Para partisipan yang hadir juga dipersilahkan untuk mengutarakan pertanyaan dan tanggapan. Salah satu peserta bernama Cynthia Anggraini menyampaikan pertanyaan “Mengapa masyarakat kita bisa sampai pada titik terkesan terhadap atau bahkan menormalisasi pelecehan seksual?”

Pertanyaan tersebut pun dijawab dengan lugas oleh Muchus Budi R. “Itu yang menjadi tugas kita; jangan sampai kita membiarkan hal-hal yang negatif terjadi dan semakin dianggap hal biasa. Hal yang kedua, masyarakat kita sebenarnya masih butuh waktu untuk menuju menjadi masyarakat yang dewasa, tetapi masyarakat kita belum siap.”

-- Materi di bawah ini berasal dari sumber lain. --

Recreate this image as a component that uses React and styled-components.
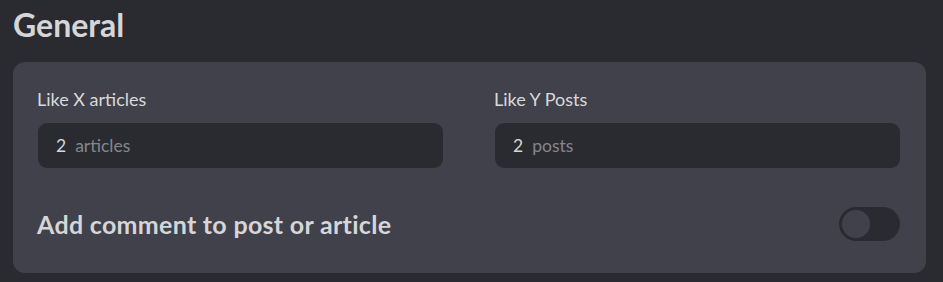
import React, { useState } from "react";
import styled, { createGlobalStyle } from "styled-components";

const GlobalStyle = createGlobalStyle`
  html, body {
    margin: 0;
    background: #2a2b30;
    font-family: "Lato", "Open Sans", sans-serif;
  }
`;

const Page = styled.div`
  padding: 5px 17px 10px 13px;
  height: 282px;
  box-sizing: border-box;
`;

const Title = styled.h1`
  margin: 0 0 17px;
  font-size: 32px;
  font-weight: 700;
  color: #d6d6d8;
  line-height: 40px;
`;

const Card = styled.section`
  background: #40414a;
  border-radius: 12px;
  padding: 26px 26px 32px 24px;
`;

const Row = styled.div`
  display: grid;
  grid-template-columns: 1fr 1fr;
  gap: 51px;
`;

const Field = styled.label`
  display: flex;
  flex-direction: column;
  gap: 13px;
`;

const Label = styled.span`
  font-size: 18px;
  color: #d9d9db;
  line-height: 22px;
`;

const InputBox = styled.div`
  display: flex;
  align-items: center;
  gap: 9px;
  height: 45px;
  margin-left: 1px;
  padding: 0 19px 0 18px;
  background: #2a2b30;
  border-radius: 9px;
  font-size: 17.5px;
`;

const Value = styled.span`
  color: #d6d6d8;
`;

const Unit = styled.span`
  color: #85868c;
`;

const ToggleRow = styled.div`
  display: flex;
  justify-content: space-between;
  align-items: center;
  margin-top: 39px;
`;

const ToggleLabel = styled.span`
  font-size: 25px;
  font-weight: 700;
  letter-spacing: 0.3px;
  line-height: 34px;
  color: #d6d6d8;
`;

const Switch = styled.button`
  width: 61px;
  height: 34px;
  border: none;
  border-radius: 17px;
  background: #2a2b30;
  padding: 3px;
  cursor: pointer;
  display: flex;
  justify-content: ${(p) => (p.$on ? "flex-end" : "flex-start")};
`;

const Knob = styled.span`
  width: 28px;
  height: 28px;
  border-radius: 50%;
  background: #40414a;
`;

export default function App() {
  const [on, setOn] = useState(false);
  return (
    <>
      <GlobalStyle />
      <Page>
        <Title>General</Title>
        <Card>
          <Row>
            <Field>
              <Label>Like X articles</Label>
              <InputBox>
                <Value>2</Value>
                <Unit>articles</Unit>
              </InputBox>
            </Field>
            <Field>
              <Label>Like Y Posts</Label>
              <InputBox>
                <Value>2</Value>
                <Unit>posts</Unit>
              </InputBox>
            </Field>
          </Row>
          <ToggleRow>
            <ToggleLabel>Add comment to post or article</ToggleLabel>
            <Switch $on={on} onClick={() => setOn(!on)}>
              <Knob />
            </Switch>
          </ToggleRow>
        </Card>
      </Page>
    </>
  );
}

“Masyarakat Indonesia sebenarnya sangat beragam jadi belum siap digital secara merata; belum dewasa namun perubahan zaman ke era digital sudah terjadi. Memang kita yang berada di level lebih terdidik soal era digital harus membanjiri teman-teman kita dengan informasi yang bermanfaat dan positif mengenainya agar ranah digital dapat terdominasi dengan pengguna media digital yang bijak,” ujarnya.

Webinar ini merupakan salah satu rangkaian kegiatan literasi digital di Kota Jakarta Timur. Kegiatan ini pun terbuka bagi semua orang yang berkeinginan untuk memahami dunia literasi digital. Untuk itulah penyelenggara pada agenda webinar selanjutnya, membuka peluang sebesar-besarnya kepada semua anak bangsa untuk berpartisipasi pada webinar ini melalui akun Instagram @siberkreasi.dkibanten. Juga, bagi yang ingin mengetahui tentang Gerakan Nasional Literasi Digital secara keseluruhan bisa ikuti akun Instagram @siberkreasi.

Kegiatan webinar ini juga turut mengapresiasi partisipasi dan dukungan semua pihak, sehingga dapat berjalan dengan baik, mengingat program literasi digital ini hanya akan sukses mencapai target 12,5 juta partisipan jika turut didukung oleh semua pihak yang terlibat.